• [Written instruction]: Transcribe the listing in full, excluding any pictures.

• [Provided material]:
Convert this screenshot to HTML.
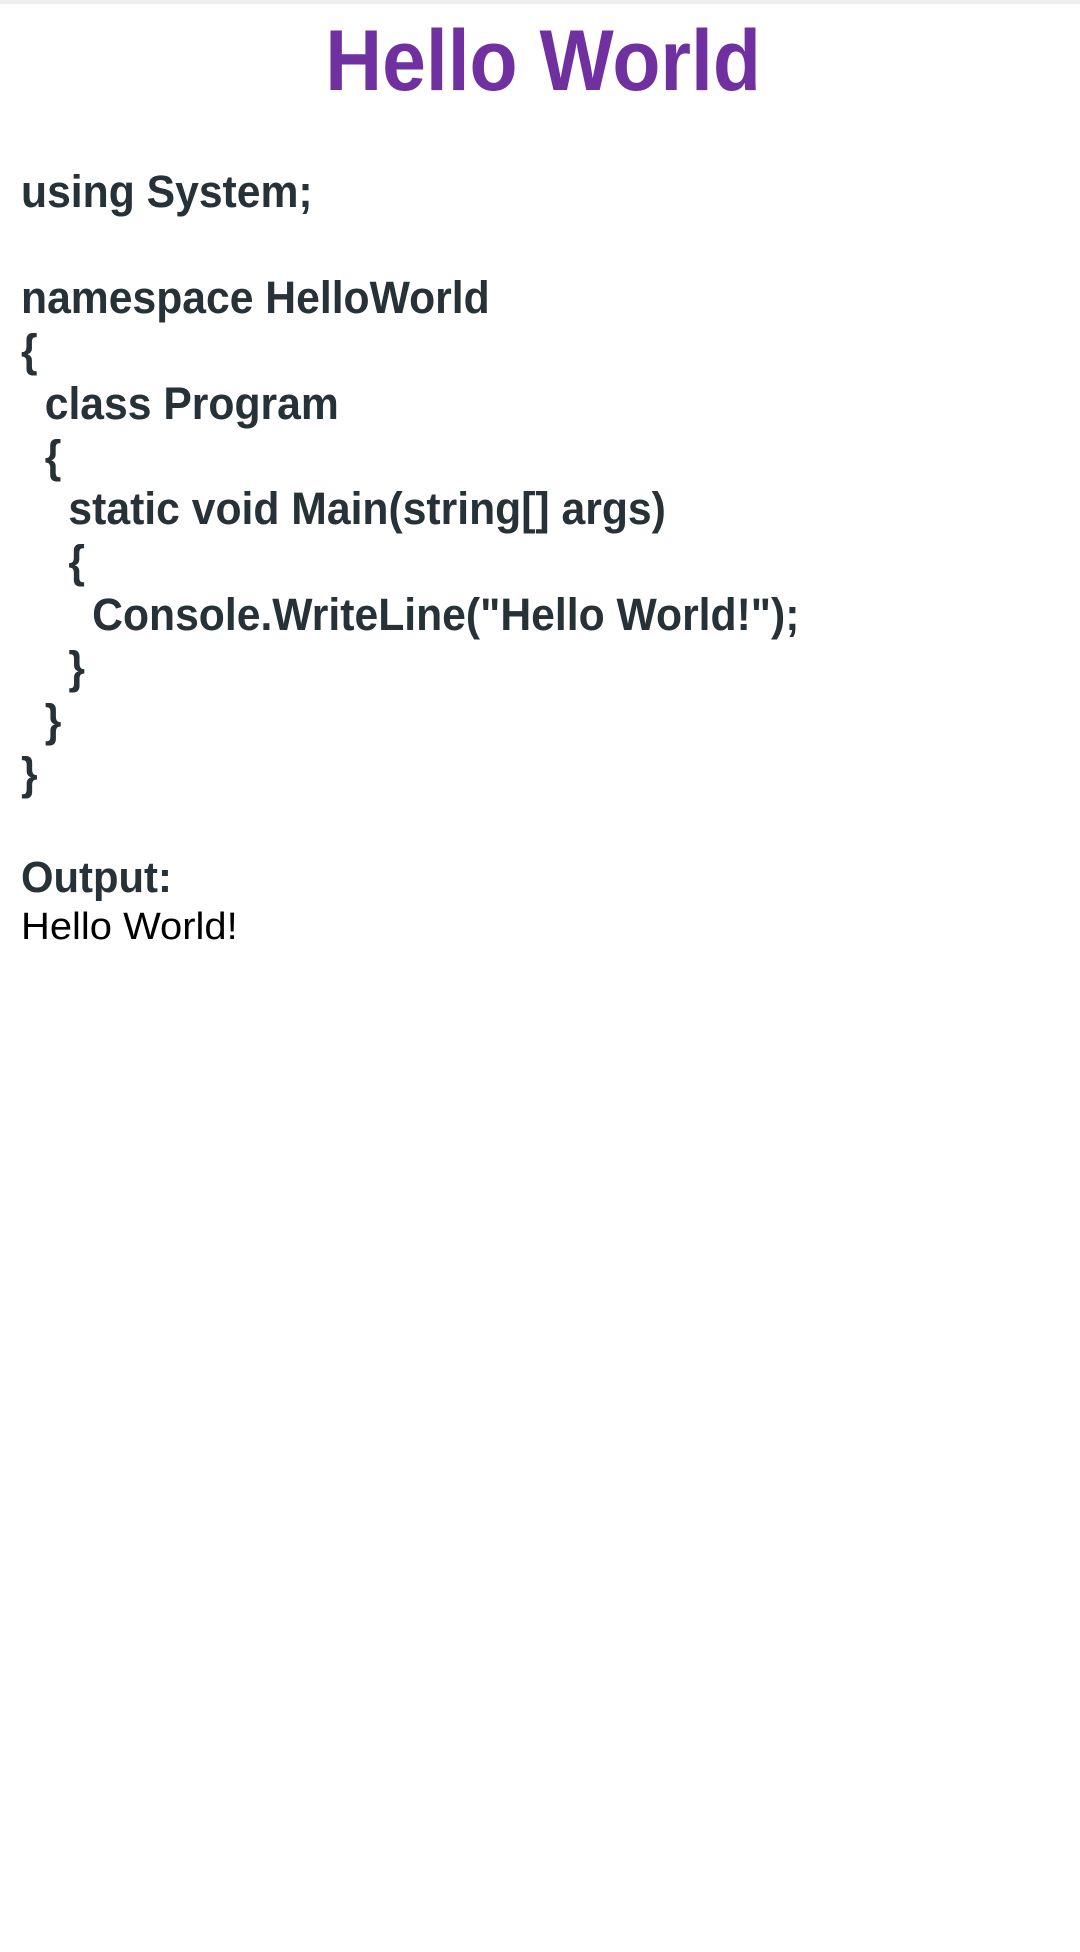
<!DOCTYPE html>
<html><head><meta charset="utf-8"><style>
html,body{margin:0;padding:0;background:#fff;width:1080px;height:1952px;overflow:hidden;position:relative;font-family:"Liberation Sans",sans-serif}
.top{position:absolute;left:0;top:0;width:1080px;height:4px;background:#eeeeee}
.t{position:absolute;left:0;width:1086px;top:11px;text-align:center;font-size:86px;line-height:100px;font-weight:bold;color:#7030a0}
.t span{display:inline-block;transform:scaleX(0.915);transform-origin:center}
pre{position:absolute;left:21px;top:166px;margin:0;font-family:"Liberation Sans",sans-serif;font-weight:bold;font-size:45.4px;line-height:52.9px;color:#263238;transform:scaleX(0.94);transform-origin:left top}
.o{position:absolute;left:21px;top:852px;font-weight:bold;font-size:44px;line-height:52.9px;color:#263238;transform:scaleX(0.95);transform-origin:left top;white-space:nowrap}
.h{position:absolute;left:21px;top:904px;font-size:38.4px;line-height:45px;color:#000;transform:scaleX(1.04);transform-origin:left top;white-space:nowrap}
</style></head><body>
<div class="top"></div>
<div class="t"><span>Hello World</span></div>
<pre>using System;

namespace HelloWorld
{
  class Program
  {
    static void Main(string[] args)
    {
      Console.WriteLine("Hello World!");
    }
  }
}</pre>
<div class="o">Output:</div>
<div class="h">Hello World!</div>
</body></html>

• [The response]:
Convert this screenshot to HTML.
<!DOCTYPE html>
<html><head><meta charset="utf-8"><style>
html,body{margin:0;padding:0;background:#fff;width:1080px;height:1952px;overflow:hidden;position:relative;font-family:"Liberation Sans",sans-serif}
.top{position:absolute;left:0;top:0;width:1080px;height:4px;background:#eeeeee}
.t{position:absolute;left:0;width:1086px;top:11px;text-align:center;font-size:86px;line-height:100px;font-weight:bold;color:#7030a0}
.t span{display:inline-block;transform:scaleX(0.915);transform-origin:center}
pre{position:absolute;left:21px;top:166px;margin:0;font-family:"Liberation Sans",sans-serif;font-weight:bold;font-size:45.4px;line-height:52.9px;color:#263238;transform:scaleX(0.94);transform-origin:left top}
.o{position:absolute;left:21px;top:852px;font-weight:bold;font-size:44px;line-height:52.9px;color:#263238;transform:scaleX(0.95);transform-origin:left top;white-space:nowrap}
.h{position:absolute;left:21px;top:904px;font-size:38.4px;line-height:45px;color:#000;transform:scaleX(1.04);transform-origin:left top;white-space:nowrap}
</style></head><body>
<div class="top"></div>
<div class="t"><span>Hello World</span></div>
<pre>using System;

namespace HelloWorld
{
  class Program
  {
    static void Main(string[] args)
    {
      Console.WriteLine("Hello World!");
    }
  }
}</pre>
<div class="o">Output:</div>
<div class="h">Hello World!</div>
</body></html>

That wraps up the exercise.